3. Insist on a strong public option" as a line in the sand for supporting any healthcare reform plan. Many committed progressives, like Sen. Bernie Sanders, have reluctantly concluded that with single-payer having been excluded from public debate (thanks in no small part to DC-based lobbying groups, not just Max Baucus) that the second-best alternative is a "strong public option." By that, progressives mean a Medicare-based plan that is open to all who seek to rely on it instead of private insurance, using Medicare's ability to negotiate reasonable prices with providers. The aim: an alternative system that could be used to measure and discipline private for-profit insurers.
(Meanwhile, a number of thoughtful experts, like Dr. Marcia Angell, economist Robert Kuttner, and Dr. Steffie Woolhandler have raised credible concerns about the public option's effectiveness in a system still dominated by private insurers).
But thus far, no Medicare-based "public option" provision has been actually introduced in any of the Democratic bills being considered, Dr. Woolhandler of Physicians for a National Health Plan told me a couple days back:
As you know, I don't think any of the public options we've seen would be effective," she states. "However, I'm not sure how important the specific language of various bills is. What matters is what gets out of committee, and nothing with a 'strong' public option got out of committee in the House, nor seems likely to get out of committee in the Senate.
An Aug. 28 e-mail by Dr. Gordon Schiff, a Boston reform advocate, indicated that even the Kennedy-Dodd bill has a public option based on Medicaid, not Medicare, making it infinitely weaker.
2. Beware a bait and switch on the public option. One immediate danger is President Obama and Max Baucus trading off any public option, as Obama has downgraded the public option to a "small sliver" of healthcare reform.
But there are other dangers as well: ineffective versions of the public option--like the laughable co-op idea advanced by Sen. Kent Conrad--may get labeled as a genuine public option. Sen. Olympia Snowe is talking about allowing no public option until unsatisfactory performance by the private insurers "triggers" a public option. More proof is needed?
1. The insurers are pure poison, not partners for reform. No industry is more justly despised than for-profit health insurers. They impose a $400 billion bureaucratic cost annually to screen out those who need care and thereby helped to rack up a 428% increase in profit for the top 10 insurers between 2000 and 2007, with these fortunate few insurance CEOs averaging $11.9 million in compensation.

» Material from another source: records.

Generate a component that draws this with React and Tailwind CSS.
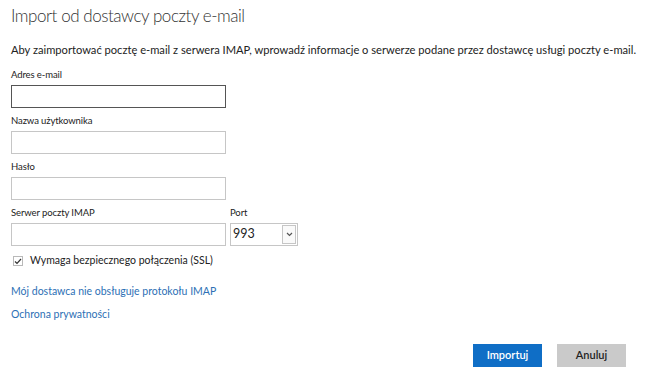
export default function App() {
  const font = { fontFamily: 'Lato, "Open Sans", sans-serif' };
  return (
    <div className="h-[379px] w-[646px] bg-white px-[11px] text-[#333]" style={font}>
      <h1 className="pt-[2px] text-[17px] font-light leading-[28px] tracking-[-0.45px] text-[#333]">Import od dostawcy poczty e-mail</h1>
      <p className="mt-[12px] whitespace-nowrap text-[11.15px] leading-[16px] text-[#222]">
        Aby zaimportować pocztę e-mail z serwera IMAP, wprowadź informacje o serwerze podane przez dostawcę usługi poczty e-mail.
      </p>
      <Field label="Adres e-mail" first className="mt-[10px]" />
      <Field label="Nazwa użytkownika" className="mt-[6px]" />
      <Field label="Hasło" className="mt-[6px]" />
      <div className="mt-[6px] flex gap-[4px]">
        <Field label="Serwer poczty IMAP" />
        <div>
          <div className="text-[9.5px] leading-[14px] tracking-[-0.1px] text-[#222]">Port</div>
          <div className="mt-[3px] flex h-[23px] w-[68px] items-center border border-[#c6c6c6] bg-white pl-[2px]">
            <span className="flex-1 text-[12.5px] text-[#222]">993</span>
            <span className="mr-[1px] flex h-[19px] w-[14px] items-center justify-center border border-[#c6c6c6] bg-[#fafafa]">
              <svg width="7" height="5" viewBox="0 0 7 5"><path d="M1 1l2.5 2.5L6 1" fill="none" stroke="#555" strokeWidth="1.2" /></svg>
            </span>
          </div>
        </div>
      </div>
      <label className="mt-[7px] flex h-[16px] items-center gap-[7px] pl-[2px] text-[10.5px] text-[#222]">
        <span className="flex h-[10px] w-[10px] items-center justify-center border border-[#b9b9b9] bg-white">
          <svg width="8" height="7" viewBox="0 0 8 7"><path d="M1 3.5l2 2L7 1" fill="none" stroke="#333" strokeWidth="1.2" /></svg>
        </span>
        Wymaga bezpiecznego połączenia (SSL)
      </label>
      <div className="mt-[14px] text-[10.5px] leading-[16px] text-[#2d70b5]">Mój dostawca nie obsługuje protokołu IMAP</div>
      <div className="mt-[7px] text-[10.5px] leading-[16px] text-[#2d70b5]">Ochrona prywatności</div>
      <div className="mt-[22px] flex justify-end gap-[15px] pr-[9px]">
        <button type="button" className="h-[23px] w-[69px] bg-[#0f6ec6] text-[11px] font-semibold text-white">Importuj</button>
        <button type="button" className="h-[23px] w-[69px] bg-[#cacaca] text-[11px] font-semibold text-[#222]">Anuluj</button>
      </div>
    </div>
  );
}

function Field({ label, first, className = "" }) {
  return (
    <div className={className}>
      <div className="text-[9.5px] leading-[14px] tracking-[-0.1px] text-[#222]">{label}</div>
      <div className={`mt-[3px] h-[23px] w-[215px] border bg-white ${first ? "border-[#555]" : "border-[#c6c6c6]"}`} />
    </div>
  );
}
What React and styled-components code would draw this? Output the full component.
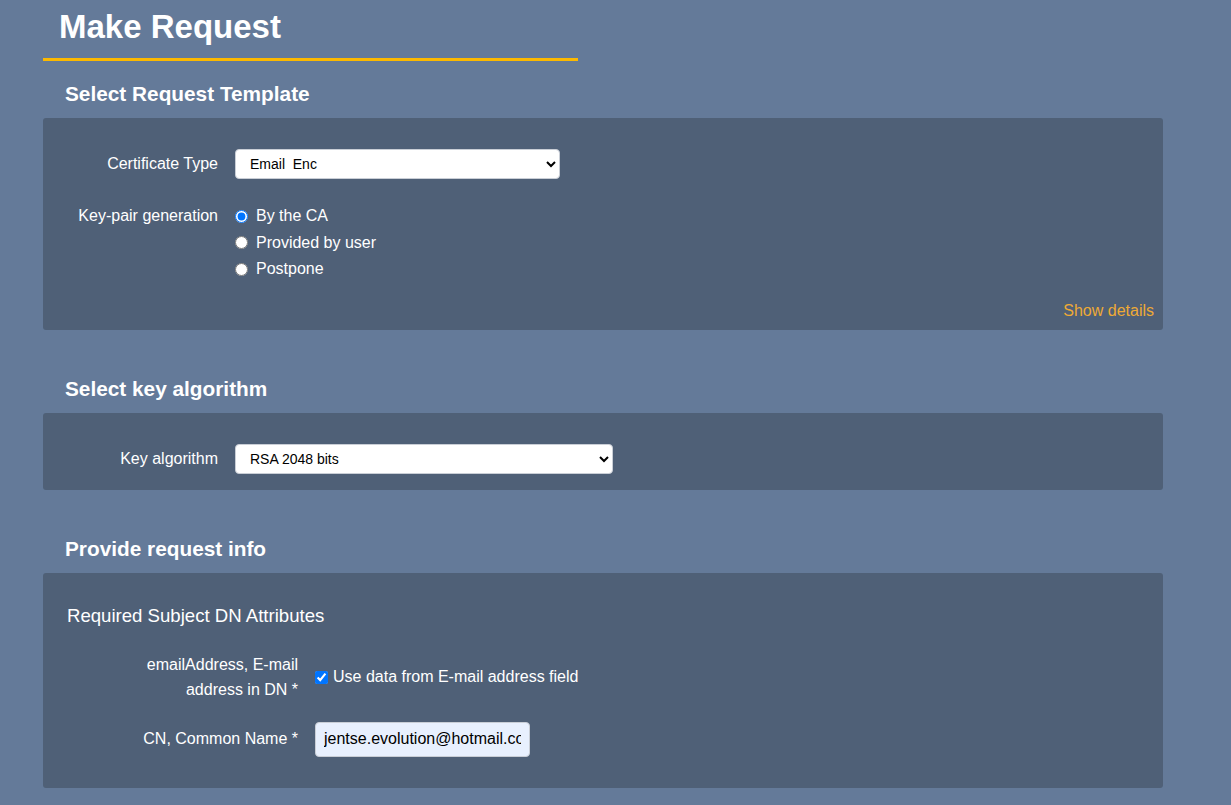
import { createGlobalStyle, styled } from 'styled-components'

const GlobalStyle = createGlobalStyle`
    body {
        margin: 0;
        background: #647a99;
        font-family: 'Liberation Sans', Arial, sans-serif;
        color: #fff;
    }
`;

export default function App() {
    return (
        <Page>
            <GlobalStyle />
            <Title>Make Request</Title>

            <SectionTitle>Select Request Template</SectionTitle>
            <Panel $padding='31px 9px 10px 0'>
                <Row $align='center'>
                    <Label $width={175}>Certificate Type</Label>
                    <Select $width={325} defaultValue='email'>
                        <option value='email'>Email&nbsp;&nbsp;Enc</option>
                    </Select>
                </Row>
                <Row $align='flex-start' $top={24}>
                    <Label $width={175} $lh={25}>Key-pair generation</Label>
                    <RadioList>
                        <RadioItem><input type='radio' name='kp' defaultChecked />By the CA</RadioItem>
                        <RadioItem><input type='radio' name='kp' />Provided by user</RadioItem>
                        <RadioItem><input type='radio' name='kp' />Postpone</RadioItem>
                    </RadioList>
                </Row>
                <Details>Show details</Details>
            </Panel>

            <SectionTitle>Select key algorithm</SectionTitle>
            <Panel $padding='31px 9px 16px 0'>
                <Row $align='center'>
                    <Label $width={175}>Key algorithm</Label>
                    <Select $width={378} defaultValue='rsa2048'>
                        <option value='rsa2048'>RSA 2048 bits</option>
                    </Select>
                </Row>
            </Panel>

            <SectionTitle>Provide request info</SectionTitle>
            <Panel $padding='32px 9px 31px 24px'>
                <SubTitle>Required Subject DN Attributes</SubTitle>
                <Row $align='center' $top={26} $indent={66}>
                    <Label $width={165} $lh={25}>emailAddress, E-mail address in DN *</Label>
                    <CheckLabel><input type='checkbox' defaultChecked />Use data from E-mail address field</CheckLabel>
                </Row>
                <Row $align='center' $top={20} $indent={66}>
                    <Label $width={165}>CN, Common Name *</Label>
                    <TextInput defaultValue='jentse.evolution@hotmail.com' />
                </Row>
            </Panel>
        </Page>
    )
}

const Page = styled.div`
    padding: 8px 0 20px 43px;
    width: 1120px;
`;
const Title = styled.h1`
    margin: 0;
    width: 519px;
    padding: 0 0 12px 16px;
    border-bottom: 3px solid #fcb900;
    font-size: 33px;
    line-height: 38px;
    font-weight: 700;
`;
const SectionTitle = styled.h2`
    margin: 21px 0 12px 22px;
    font-size: 20.8px;
    line-height: 24px;
    font-weight: 700;
`;
const Panel = styled.div`
    background: #4f6077;
    border-radius: 3px;
    padding: ${props => props.$padding};
    & + ${SectionTitle} {
        margin-top: 47px;
    }
`;
const Row = styled.div`
    display: flex;
    align-items: ${props => props.$align};
    gap: 17px;
    margin-top: ${props => props.$top || 0}px;
    padding-left: ${props => props.$indent || 0}px;
`;
const Label = styled.div`
    width: ${props => props.$width}px;
    flex-shrink: 0;
    text-align: right;
    font-size: 16px;
    line-height: ${props => props.$lh ? props.$lh + 'px' : 'normal'};
`;
const Select = styled.select`
    width: ${props => props.$width}px;
    height: 30px;
    padding: 0 6px 0 10px;
    border: 1px solid #c9ced6;
    border-radius: 4px;
    background: #fff;
    color: #000;
    font-family: 'Liberation Sans', Arial, sans-serif;
    font-size: 14px;
`;
const RadioList = styled.div`
    display: flex;
    flex-direction: column;
`;
const RadioItem = styled.label`
    display: flex;
    align-items: center;
    height: 26.5px;
    font-size: 16px;
    input {
        width: 13px;
        height: 13px;
        margin: 0 8px 0 0;
    }
`;
const Details = styled.div`
    margin-top: 18px;
    text-align: right;
    color: #eeaa35;
    font-size: 16px;
    line-height: 19px;
`;
const SubTitle = styled.div`
    font-size: 18.6px;
    line-height: 21px;
`;
const CheckLabel = styled.label`
    display: flex;
    align-items: center;
    font-size: 16px;
    input {
        width: 13px;
        height: 13px;
        margin: 1px 5px 0 0;
    }
`;
const TextInput = styled.input`
    width: 215px;
    height: 35px;
    box-sizing: border-box;
    padding: 0 8px;
    border: 1px solid #c9ced6;
    border-radius: 4px;
    background: #e8f0fe;
    color: #000;
    font-family: 'Liberation Sans', Arial, sans-serif;
    font-size: 16px;
`;
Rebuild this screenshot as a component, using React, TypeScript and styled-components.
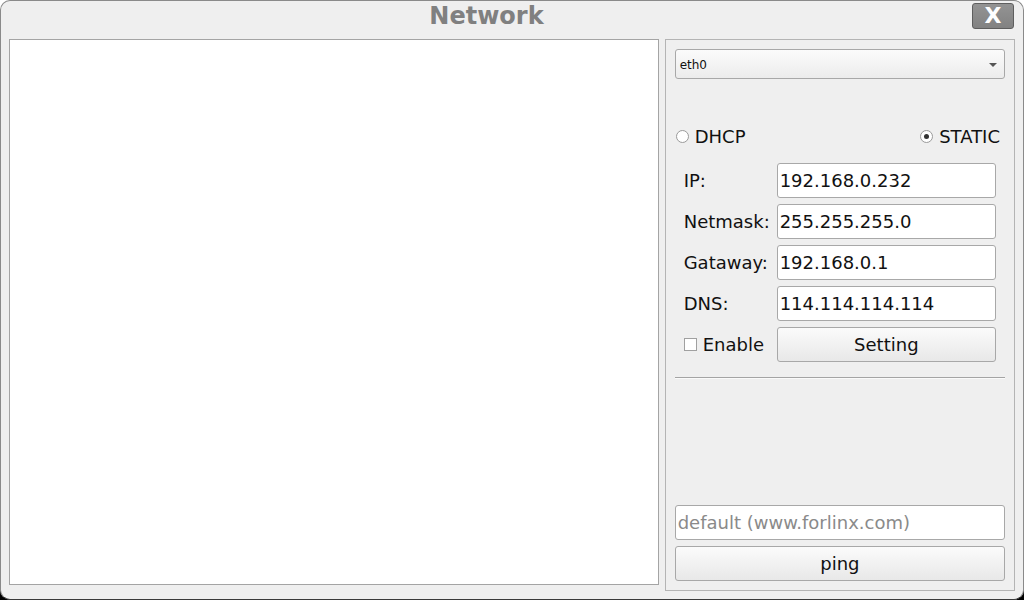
import React from "react";
import styled, { createGlobalStyle } from "styled-components";

const Global = createGlobalStyle`
  html, body { margin: 0; padding: 0; }
  body {
    width: 1024px; height: 600px; overflow: hidden;
    background: linear-gradient(#ffffff 0 50%, #000000 50% 100%);
    font-family: "DejaVu Sans", "Liberation Sans", sans-serif;
  }
  * { box-sizing: border-box; }
`;

const Window = styled.div`
  width: 1024px;
  height: 600px;
  background: #efefef;
  border: 1px solid #8a8a8a;
  border-bottom-color: #3a3a3a;
  border-radius: 10px;
  display: flex;
  flex-direction: column;
  overflow: hidden;
`;

const TitleBar = styled.div`
  height: 38px;
  display: flex;
  align-items: flex-start;
  padding-right: 9px;
`;

const Title = styled.div`
  flex: 1;
  text-align: center;
  font-weight: bold;
  font-size: 24px;
  line-height: 28px;
  padding-top: 1px;
  color: #808080;
`;

const CloseButton = styled.div`
  margin-top: 2px;
  width: 42px;
  height: 26px;
  background: linear-gradient(#939393, #828282);
  border: 1px solid #5e5e5e;
  border-radius: 3px;
  color: #ffffff;
  font-weight: bold;
  font-size: 22px;
  line-height: 24px;
  text-align: center;
`;

const Body = styled.div`
  display: flex;
  align-items: flex-start;
  gap: 6px;
  padding: 0 8px 0 8px;
`;

const Canvas = styled.div`
  width: 651px;
  height: 546px;
  background: #ffffff;
  border: 1px solid #a4a4a4;
`;

const Frame = styled.div`
  width: 351px;
  height: 552px;
  border: 1px solid #b4b4b4;
  padding: 9px;
  display: flex;
  flex-direction: column;
`;

const Combo = styled.div`
  height: 30px;
  border: 1px solid #a8a8a8;
  border-radius: 3px;
  background: linear-gradient(#fbfbfb, #ececec);
  display: flex;
  align-items: center;
  justify-content: space-between;
  padding: 1px 7px 0 4px;
  font-size: 12px;
  color: #111;
`;

const Arrow = styled.span`
  width: 0;
  height: 0;
  border-left: 4px solid transparent;
  border-right: 4px solid transparent;
  border-top: 4px solid #555;
`;

const RadioRow = styled.div`
  margin-top: 47px;
  height: 20px;
  display: flex;
  justify-content: space-between;
  align-items: center;
  padding: 0 5px 0 1px;
`;

const Choice = styled.label`
  display: flex;
  align-items: center;
  gap: 6px;
  font-size: 18px;
  color: #111;
`;

const RadioDot = styled.span<{ $on?: boolean }>`
  width: 13px;
  height: 13px;
  border-radius: 50%;
  border: 1px solid #9a9a9a;
  background: #ffffff;
  display: flex;
  align-items: center;
  justify-content: center;
  &::after {
    content: "";
    width: 5px;
    height: 5px;
    border-radius: 50%;
    background: ${(p) => (p.$on ? "#333" : "transparent")};
  }
`;

const Form = styled.div`
  margin-top: 17px;
  padding: 0 9px;
  display: grid;
  grid-template-columns: 93px 1fr;
  grid-auto-rows: 35px;
  row-gap: 6px;
`;

const Label = styled.div`
  display: flex;
  align-items: center;
  font-size: 18px;
  color: #111;
`;

const Field = styled.div<{ $placeholder?: boolean }>`
  background: #ffffff;
  border: 1px solid #a8a8a8;
  border-radius: 3px;
  display: flex;
  align-items: center;
  padding-left: 2px;
  font-size: 18px;
  color: ${(p) => (p.$placeholder ? "#8a8a8a" : "#111")};
  height: 35px;
`;

const Button = styled.div`
  background: linear-gradient(#fbfbfb, #e8e8e8);
  border: 1px solid #a8a8a8;
  border-radius: 3px;
  display: flex;
  align-items: center;
  justify-content: center;
  font-size: 18px;
  color: #111;
  height: 35px;
`;

const CheckBox = styled.span`
  width: 13px;
  height: 13px;
  border: 1px solid #a0a0a0;
  background: #ffffff;
`;

const Separator = styled.div`
  margin-top: 15px;
  height: 2px;
  border-top: 1px solid #a4a4a4;
  border-bottom: 1px solid #fafafa;
`;

const Spacer = styled.div`
  flex: 1;
`;

const Bottom = styled.div`
  display: flex;
  flex-direction: column;
  gap: 6px;
`;

export default function App() {
  return (
    <>
      <Global />
      <Window>
        <TitleBar>
          <Title>Network</Title>
          <CloseButton>X</CloseButton>
        </TitleBar>
        <Body>
          <Canvas />
          <Frame>
            <Combo>
              <span>eth0</span>
              <Arrow />
            </Combo>
            <RadioRow>
              <Choice>
                <RadioDot />
                DHCP
              </Choice>
              <Choice>
                <RadioDot $on />
                STATIC
              </Choice>
            </RadioRow>
            <Form>
              <Label>IP:</Label>
              <Field>192.168.0.232</Field>
              <Label>Netmask:</Label>
              <Field>255.255.255.0</Field>
              <Label>Gataway:</Label>
              <Field>192.168.0.1</Field>
              <Label>DNS:</Label>
              <Field>114.114.114.114</Field>
              <Choice>
                <CheckBox />
                Enable
              </Choice>
              <Button>Setting</Button>
            </Form>
            <Separator />
            <Spacer />
            <Bottom>
              <Field $placeholder>default (www.forlinx.com)</Field>
              <Button>ping</Button>
            </Bottom>
          </Frame>
        </Body>
      </Window>
    </>
  );
}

As Dr. Marcia Angell of of Harvard Medical School states, "Private insurers maximize profits mainly by limiting benefits or by not covering people with health problems. The United States is the only advanced country in the world with a health care system based on avoiding sick people."
Insurers are regarded as "honest and trustworthy" by 7% of Americans; only 4% believe that insurers want healthcare reform; and Gallup polls have found them less popular than the tobacco industry. In light of public opinion, it appears counterproductive to declare the for-profit insurers, as Obama has done, partners in reform who deserve a "seat at the table."
In fact, for-profit entities like the insurers should be expelled from the table, and eliminated from any health system that hopes to be humane.